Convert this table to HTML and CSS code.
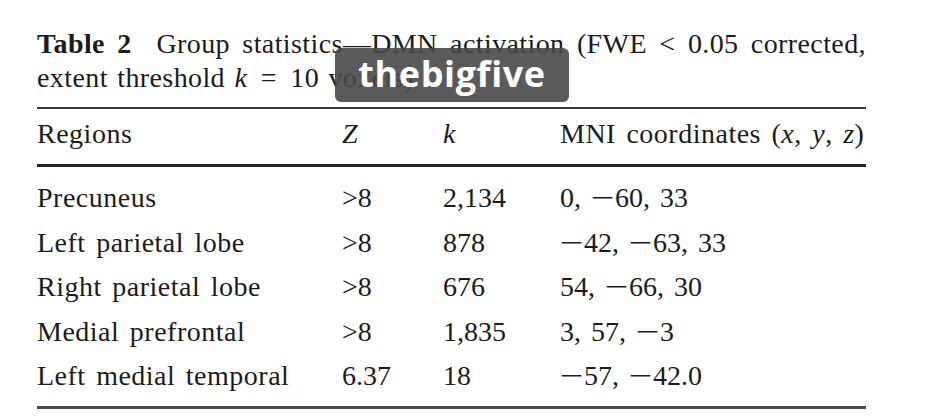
FILE: index.html
```html
<!DOCTYPE html>
<html lang="en">
<head>
<meta charset="utf-8">
<title>Table 2</title>
<link rel="stylesheet" href="styles.css">
</head>
<body>
<div class="page">
  <div class="caption">
    <div class="cap-line cap-first"><b>Table 2</b>&nbsp; Group statistics—DMN activation (FWE &lt; 0.05 corrected,</div>
    <div class="cap-line">extent threshold <i>k</i> <span class="op">=</span> 10 voxels)</div>
  </div>
  <table class="stats">
    <colgroup>
      <col class="c-region"><col class="c-z"><col class="c-k"><col class="c-mni">
    </colgroup>
    <thead>
      <tr>
        <th>Regions</th>
        <th><i>Z</i></th>
        <th><i>k</i></th>
        <th>MNI coordinates (<i>x</i>, <i>y</i>, <i>z</i>)</th>
      </tr>
    </thead>
    <tbody>
      <tr><td>Precuneus</td><td class="num">&gt;8</td><td class="num">2,134</td><td class="num">0, <span class="m">−</span>60, 33</td></tr>
      <tr><td>Left parietal lobe</td><td class="num">&gt;8</td><td class="num">878</td><td class="num"><span class="m">−</span>42, <span class="m">−</span>63, 33</td></tr>
      <tr><td>Right parietal lobe</td><td class="num">&gt;8</td><td class="num">676</td><td class="num">54, <span class="m">−</span>66, 30</td></tr>
      <tr><td>Medial prefrontal</td><td class="num">&gt;8</td><td class="num">1,835</td><td class="num">3, 57, <span class="m">−</span>3</td></tr>
      <tr><td>Left medial temporal</td><td class="num">6.37</td><td class="num">18</td><td class="num"><span class="m">−</span>57, <span class="m">−</span>42.0</td></tr>
    </tbody>
  </table>
  <div class="watermark">thebigfive</div>
</div>
</body>
</html>
```

FILE: styles.css
```css
html, body {
  margin: 0;
  padding: 0;
  background: #ffffff;
}
body {
  width: 939px;
  height: 419px;
  overflow: hidden;
  font-family: "Liberation Serif", "Times New Roman", serif;
  font-size: 28px;
  color: #1b1b1b;
}
.page {
  position: relative;
  padding: 27px 0 0 37px;
  width: 829px;
}
.caption {
  line-height: 34px;
}
.cap-first {
  text-align: justify;
  text-align-last: justify;
}
.cap-line {
  letter-spacing: 0.4px;
  word-spacing: 2px;
}
.cap-line b {
  font-weight: bold;
}
.op {
  margin: 0 4px;
}
.stats {
  margin-top: 12px;
  width: 829px;
  table-layout: fixed;
  border-collapse: collapse;
  line-height: 44.5px;
}
.c-region { width: 305px; }
.c-z { width: 101px; }
.c-k { width: 117px; }
.c-mni { width: 306px; }
.stats thead tr {
  border-top: 2px solid #3a3a3a;
  border-bottom: 3px solid #262626;
}
.stats th {
  font-weight: normal;
  text-align: left;
  padding: 3px 0 8px 0;
  line-height: 44px;
  white-space: nowrap;
  letter-spacing: 0.5px;
  word-spacing: 3px;
}
.stats td {
  padding: 0;
  white-space: nowrap;
  letter-spacing: 0.5px;
  word-spacing: 3px;
}
.stats td.num {
  letter-spacing: 0;
}
.m {
  display: inline-block;
  width: 24px;
  transform: scaleX(1.5);
  transform-origin: 0 50%;
}
.stats tbody tr:first-child td {
  padding-top: 9px;
}
.stats tbody tr:last-child td {
  padding-bottom: 7px;
}
.stats tbody tr:last-child {
  border-bottom: 3px solid #4a4a4a;
}
.watermark {
  position: absolute;
  left: 335px;
  top: 48px;
  width: 234px;
  height: 54px;
  box-sizing: border-box;
  border-radius: 6px;
  background: rgba(72, 72, 72, 0.9);
  color: #ffffff;
  font-family: "Open Sans", "Liberation Sans", sans-serif;
  font-weight: 700;
  font-size: 36px;
  line-height: 52px;
  text-align: center;
  letter-spacing: 0.6px;
}
```
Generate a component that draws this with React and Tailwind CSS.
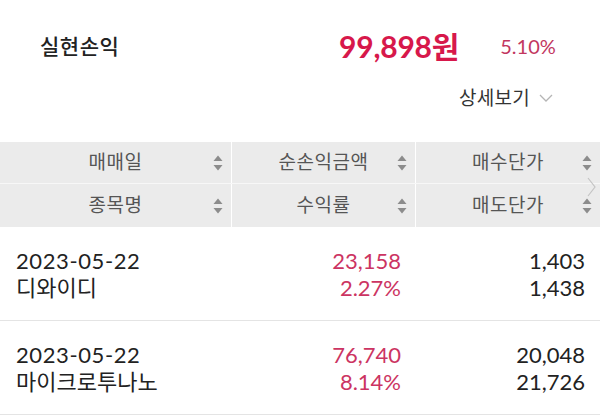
import React from "react";

const rows = [
  { date: "2023-05-22", name: "디와이디", amount: "23,158", rate: "2.27%", buy: "1,403", sell: "1,438" },
  { date: "2023-05-22", name: "마이크로투나노", amount: "76,740", rate: "8.14%", buy: "20,048", sell: "21,726" },
];

function SortIcon() {
  return (
    <svg width="10" height="16" viewBox="0 0 10 16" className="absolute right-[8px] top-1/2 -translate-y-1/2">
      <polygon points="5,0.5 9.5,6 0.5,6" fill="#8c8c8c" />
      <polygon points="0.5,10 9.5,10 5,15.5" fill="#8c8c8c" />
    </svg>
  );
}

function HeadCell({ label, last }) {
  return (
    <div
      className={`relative flex items-center justify-center text-[19px] text-[#555] ${
        last ? "" : "border-r border-white"
      }`}
    >
      <span className="tracking-[0.5px]">{label}</span>
      <SortIcon />
    </div>
  );
}

export default function App() {
  return (
    <div
      className="w-[600px] h-[420px] bg-white overflow-hidden relative"
      style={{ fontFamily: 'Lato, "Noto Sans CJK KR", sans-serif' }}
    >
      {/* summary */}
      <div className="flex items-center h-[94px] pb-[2px]">
        <div className="pl-[40px] text-[21px] font-medium text-[#222] w-[339px] tracking-[0.5px]">실현손익</div>
        <div className="text-[30px] font-bold text-[#d7184b] tracking-[-0.2px]">99,898원</div>
        <div className="ml-[41px] text-[20px] text-[#c2375f]">5.10%</div>
      </div>
      <div className="flex justify-end items-center pr-[47px] -mt-[6px] h-[20px] text-[19px] text-[#333]">
        <span className="tracking-[0.3px]">상세보기</span>
        <svg width="14" height="8" viewBox="0 0 14 8" className="ml-[9px]">
          <polyline points="1,1 7,7 13,1" fill="none" stroke="#b5b5b5" strokeWidth="1.3" />
        </svg>
      </div>

      {/* table header */}
      <div className="mt-[34px] bg-[#ebebeb] relative">
        <div className="grid grid-cols-[232px_184px_1fr] h-[42px] border-b border-[#f7f7f7]">
          <HeadCell label="매매일" />
          <HeadCell label="순손익금액" />
          <HeadCell label="매수단가" last />
        </div>
        <div className="grid grid-cols-[232px_184px_1fr] h-[43px]">
          <HeadCell label="종목명" />
          <HeadCell label="수익률" />
          <HeadCell label="매도단가" last />
        </div>
        <svg width="9" height="20" viewBox="0 0 9 20" className="absolute left-[587px] top-[35px]">
          <polyline points="1,1 8,10 1,19" fill="none" stroke="#c4c4c4" strokeWidth="1.2" />
        </svg>
      </div>

      {/* rows */}
      {rows.map((r, i) => (
        <div
          key={i}
          className="grid grid-cols-[232px_184px_1fr] h-[94px] items-center border-b border-[#e4e4e4] text-[22px] leading-[27px]"
        >
          <div className="pl-[16px] text-[#222]">
            <div className="tracking-[0.6px]">{r.date}</div>
            <div>{r.name}</div>
          </div>
          <div className="text-right pr-[15px] text-[#cc3462]">
            <div>{r.amount}</div>
            <div>{r.rate}</div>
          </div>
          <div className="text-right pr-[15px] text-[#222]">
            <div>{r.buy}</div>
            <div>{r.sell}</div>
          </div>
        </div>
      ))}
    </div>
  );
}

- [PROBLEM TO WORK ON] Print each entry shown above with exact wording and no pictures.

- [OUTPUT OF THE EXERCISE]
Convert this table to HTML and CSS code.
FILE: index.html
```html
<!DOCTYPE html>
<html lang="en">
<head>
<meta charset="utf-8">
<title>Table 2</title>
<link rel="stylesheet" href="styles.css">
</head>
<body>
<div class="page">
  <div class="caption">
    <div class="cap-line cap-first"><b>Table 2</b>&nbsp; Group statistics—DMN activation (FWE &lt; 0.05 corrected,</div>
    <div class="cap-line">extent threshold <i>k</i> <span class="op">=</span> 10 voxels)</div>
  </div>
  <table class="stats">
    <colgroup>
      <col class="c-region"><col class="c-z"><col class="c-k"><col class="c-mni">
    </colgroup>
    <thead>
      <tr>
        <th>Regions</th>
        <th><i>Z</i></th>
        <th><i>k</i></th>
        <th>MNI coordinates (<i>x</i>, <i>y</i>, <i>z</i>)</th>
      </tr>
    </thead>
    <tbody>
      <tr><td>Precuneus</td><td class="num">&gt;8</td><td class="num">2,134</td><td class="num">0, <span class="m">−</span>60, 33</td></tr>
      <tr><td>Left parietal lobe</td><td class="num">&gt;8</td><td class="num">878</td><td class="num"><span class="m">−</span>42, <span class="m">−</span>63, 33</td></tr>
      <tr><td>Right parietal lobe</td><td class="num">&gt;8</td><td class="num">676</td><td class="num">54, <span class="m">−</span>66, 30</td></tr>
      <tr><td>Medial prefrontal</td><td class="num">&gt;8</td><td class="num">1,835</td><td class="num">3, 57, <span class="m">−</span>3</td></tr>
      <tr><td>Left medial temporal</td><td class="num">6.37</td><td class="num">18</td><td class="num"><span class="m">−</span>57, <span class="m">−</span>42.0</td></tr>
    </tbody>
  </table>
  <div class="watermark">thebigfive</div>
</div>
</body>
</html>
```

FILE: styles.css
```css
html, body {
  margin: 0;
  padding: 0;
  background: #ffffff;
}
body {
  width: 939px;
  height: 419px;
  overflow: hidden;
  font-family: "Liberation Serif", "Times New Roman", serif;
  font-size: 28px;
  color: #1b1b1b;
}
.page {
  position: relative;
  padding: 27px 0 0 37px;
  width: 829px;
}
.caption {
  line-height: 34px;
}
.cap-first {
  text-align: justify;
  text-align-last: justify;
}
.cap-line {
  letter-spacing: 0.4px;
  word-spacing: 2px;
}
.cap-line b {
  font-weight: bold;
}
.op {
  margin: 0 4px;
}
.stats {
  margin-top: 12px;
  width: 829px;
  table-layout: fixed;
  border-collapse: collapse;
  line-height: 44.5px;
}
.c-region { width: 305px; }
.c-z { width: 101px; }
.c-k { width: 117px; }
.c-mni { width: 306px; }
.stats thead tr {
  border-top: 2px solid #3a3a3a;
  border-bottom: 3px solid #262626;
}
.stats th {
  font-weight: normal;
  text-align: left;
  padding: 3px 0 8px 0;
  line-height: 44px;
  white-space: nowrap;
  letter-spacing: 0.5px;
  word-spacing: 3px;
}
.stats td {
  padding: 0;
  white-space: nowrap;
  letter-spacing: 0.5px;
  word-spacing: 3px;
}
.stats td.num {
  letter-spacing: 0;
}
.m {
  display: inline-block;
  width: 24px;
  transform: scaleX(1.5);
  transform-origin: 0 50%;
}
.stats tbody tr:first-child td {
  padding-top: 9px;
}
.stats tbody tr:last-child td {
  padding-bottom: 7px;
}
.stats tbody tr:last-child {
  border-bottom: 3px solid #4a4a4a;
}
.watermark {
  position: absolute;
  left: 335px;
  top: 48px;
  width: 234px;
  height: 54px;
  box-sizing: border-box;
  border-radius: 6px;
  background: rgba(72, 72, 72, 0.9);
  color: #ffffff;
  font-family: "Open Sans", "Liberation Sans", sans-serif;
  font-weight: 700;
  font-size: 36px;
  line-height: 52px;
  text-align: center;
  letter-spacing: 0.6px;
}
```
Generate a component that draws this with React and Tailwind CSS.
import React from "react";

const rows = [
  { date: "2023-05-22", name: "디와이디", amount: "23,158", rate: "2.27%", buy: "1,403", sell: "1,438" },
  { date: "2023-05-22", name: "마이크로투나노", amount: "76,740", rate: "8.14%", buy: "20,048", sell: "21,726" },
];

function SortIcon() {
  return (
    <svg width="10" height="16" viewBox="0 0 10 16" className="absolute right-[8px] top-1/2 -translate-y-1/2">
      <polygon points="5,0.5 9.5,6 0.5,6" fill="#8c8c8c" />
      <polygon points="0.5,10 9.5,10 5,15.5" fill="#8c8c8c" />
    </svg>
  );
}

function HeadCell({ label, last }) {
  return (
    <div
      className={`relative flex items-center justify-center text-[19px] text-[#555] ${
        last ? "" : "border-r border-white"
      }`}
    >
      <span className="tracking-[0.5px]">{label}</span>
      <SortIcon />
    </div>
  );
}

export default function App() {
  return (
    <div
      className="w-[600px] h-[420px] bg-white overflow-hidden relative"
      style={{ fontFamily: 'Lato, "Noto Sans CJK KR", sans-serif' }}
    >
      {/* summary */}
      <div className="flex items-center h-[94px] pb-[2px]">
        <div className="pl-[40px] text-[21px] font-medium text-[#222] w-[339px] tracking-[0.5px]">실현손익</div>
        <div className="text-[30px] font-bold text-[#d7184b] tracking-[-0.2px]">99,898원</div>
        <div className="ml-[41px] text-[20px] text-[#c2375f]">5.10%</div>
      </div>
      <div className="flex justify-end items-center pr-[47px] -mt-[6px] h-[20px] text-[19px] text-[#333]">
        <span className="tracking-[0.3px]">상세보기</span>
        <svg width="14" height="8" viewBox="0 0 14 8" className="ml-[9px]">
          <polyline points="1,1 7,7 13,1" fill="none" stroke="#b5b5b5" strokeWidth="1.3" />
        </svg>
      </div>

      {/* table header */}
      <div className="mt-[34px] bg-[#ebebeb] relative">
        <div className="grid grid-cols-[232px_184px_1fr] h-[42px] border-b border-[#f7f7f7]">
          <HeadCell label="매매일" />
          <HeadCell label="순손익금액" />
          <HeadCell label="매수단가" last />
        </div>
        <div className="grid grid-cols-[232px_184px_1fr] h-[43px]">
          <HeadCell label="종목명" />
          <HeadCell label="수익률" />
          <HeadCell label="매도단가" last />
        </div>
        <svg width="9" height="20" viewBox="0 0 9 20" className="absolute left-[587px] top-[35px]">
          <polyline points="1,1 8,10 1,19" fill="none" stroke="#c4c4c4" strokeWidth="1.2" />
        </svg>
      </div>

      {/* rows */}
      {rows.map((r, i) => (
        <div
          key={i}
          className="grid grid-cols-[232px_184px_1fr] h-[94px] items-center border-b border-[#e4e4e4] text-[22px] leading-[27px]"
        >
          <div className="pl-[16px] text-[#222]">
            <div className="tracking-[0.6px]">{r.date}</div>
            <div>{r.name}</div>
          </div>
          <div className="text-right pr-[15px] text-[#cc3462]">
            <div>{r.amount}</div>
            <div>{r.rate}</div>
          </div>
          <div className="text-right pr-[15px] text-[#222]">
            <div>{r.buy}</div>
            <div>{r.sell}</div>
          </div>
        </div>
      ))}
    </div>
  );
}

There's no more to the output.